Hypo Real Estate, the German mortgage lender that has received billions of euros in government bailouts, is being investigated for insider trading
They arrived early in the morning in large teams and they raided numerous offices and private residences at the same time. In November 2006, the Siemens corruption scandal came to light with a major police raid—an affair whose first chapter ended several days ago with a multibillion dollar settlement with the United States government.
As news came recently of the Siemens judgment in the US, it almost seemed like deja vu when investigators launched spectacular raids in what could become Germany's next great business scandal.
Yet again, dozens of investigators mounted simultaneous raids on numerous locations. But this time the investigations aren't into corruption. Investigators are looking into charges of speculation, market manipulation, breach of trust and deception, insider trading and incompetence among greedy finance managers at the Munich-based Hypo Real Estate, one of the German banks that has been the most deeply entangled in the finance crisis. The sums of money involved in this scandal far exceed those in the Siemens affair.
Just three months ago, the German government, the German central bank (Bundesbank) and several credit institutions agreed to provide HRE with €50 billion ($71.7 billion) in liquidity to prevent the bank's collapse and a chain reaction that would have hit other German banks. The government then had to provide an additional €30 billion in credit guarantees to the crippled bank.
The Munich mortgage lender, together with the Irish subsidiary Depfa that it acquired in 2007, had burned massive amounts of money through risky US real estate securities and other reckless business dealings. The company also appears to have covered up the scope of its misdealings. That, at least, is the assumption of public prosecutors who are now investigating HRE executives. According to the search warrant issued, prosecutors are investigating alleged "false statements," "market manipulation," and "breach of trust" by current and former members of HRE's board. In a six-page paper, prosecutors take a tough stance on managers. They claim they made "deliberately false statements" about the company's dramatic situation and that they were guilty of "deliberately concealing" important information and that they had violated their obligation to safeguard company assets.

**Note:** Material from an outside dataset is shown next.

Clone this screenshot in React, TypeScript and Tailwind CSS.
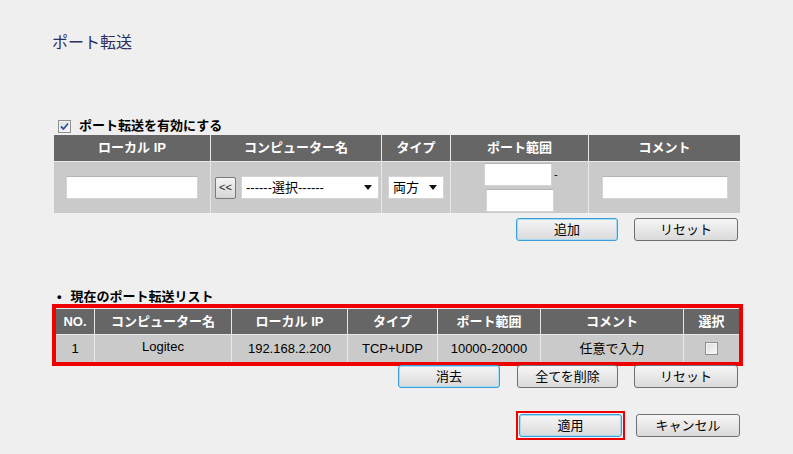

Prosecutors believe that the company's former board withheld information from the public about the company's true state for more than a year. The Munich public prosecutor's office has also confirmed that it has been investigating the company since February for suspected insider trading among other things. According to several criminal complaints, HRE managers or their relatives and friends are accused of having sold large numbers of HRE shares before the company first warned of its financial woes on January 15. Share prices in HRE have hit rock bottom since the company's financial troubles hit the headlines.
In their search warrant, investigators claim the main reason for the company's current financial misery is that the board failed to take steps needed to restructure the company at the necessary time.
Contacted by SPIEGEL, a spokesman refused to comment on the developments. Other executives, however, have defended the company's leadership, saying it had not been given sufficient warning about the true state of HRE.
The former chief excutive, Georg Funke, 53, along with other top executives, has since been fired. The bank's new chief, Axel Wieandt, 42, who was hired in October, has just fired two other members of the management board and announced that by 2011, he will have to lay off more than half of the bank's 1,800 employees. What will remain of the company will be a shell of its former self—and a raft of unanswered questions.
HRE's holiding company, HRE Holding, was only partially regulated under Germany's Banking Act. The country's banking regulator, BaFin, was in charge of supervising HRE's domestic subsidiaries in Germany and, together with its Irish colleagues, HRE's Depfa unit in Dublin. But it appears that nobody had a complete picture of what was happening at HRE. That led to a disastrous lapse in banking supervision. "So far, we have not been able to comprehensively oversee financial holding companies," a BaFin spokeswoman confirmed.
German lawmakers are now moving to change existing legislation. According to the latest amendment to German securities law, firms can voluntarily subject themselves to the rules and implement systems to reduce their risks. But experts are calling for tougher rules.
"HRE is to Germans what insurance company AIG is to the Americans," said one prominent banker. Both firms were long considered trouble-free, slumbering giants, but in the end, they have emerged as black holes in the industry in which billions in bailout money are rapidly disappearing. The casual approach that had been taken by management should have served as a warning signal long before. As early as May 2007, Michael Thiemann, the manager of HRE subsidiary Collineo, admitted, "You don't have the time to take a close look at each borrower." Shortly afterward, Collineo and Citigroup sold a massive package of highly complex property loan investments, of which almost half were US subprime mortgages.
Recklessness, bravado and greed were the hallmarks of the troop of executives surrounding Gerhard Bruckermann, who ran Depfa—a company registered under Irish law for the financing of government projects—before selling it to HRE in the summer of 2007.
Five years earlier he had moved important parts of the company, which was supposedly rock solid but whose management took too many risks, to tax havens in order to save on taxes.
Bruckermann rewarded himself and his management board for such creativity by raising the board's salary by 100 percent in 2003—to €20 million. He went on amass an even greater personal fortune: he is believed to have earned €100 million through the HRE deal.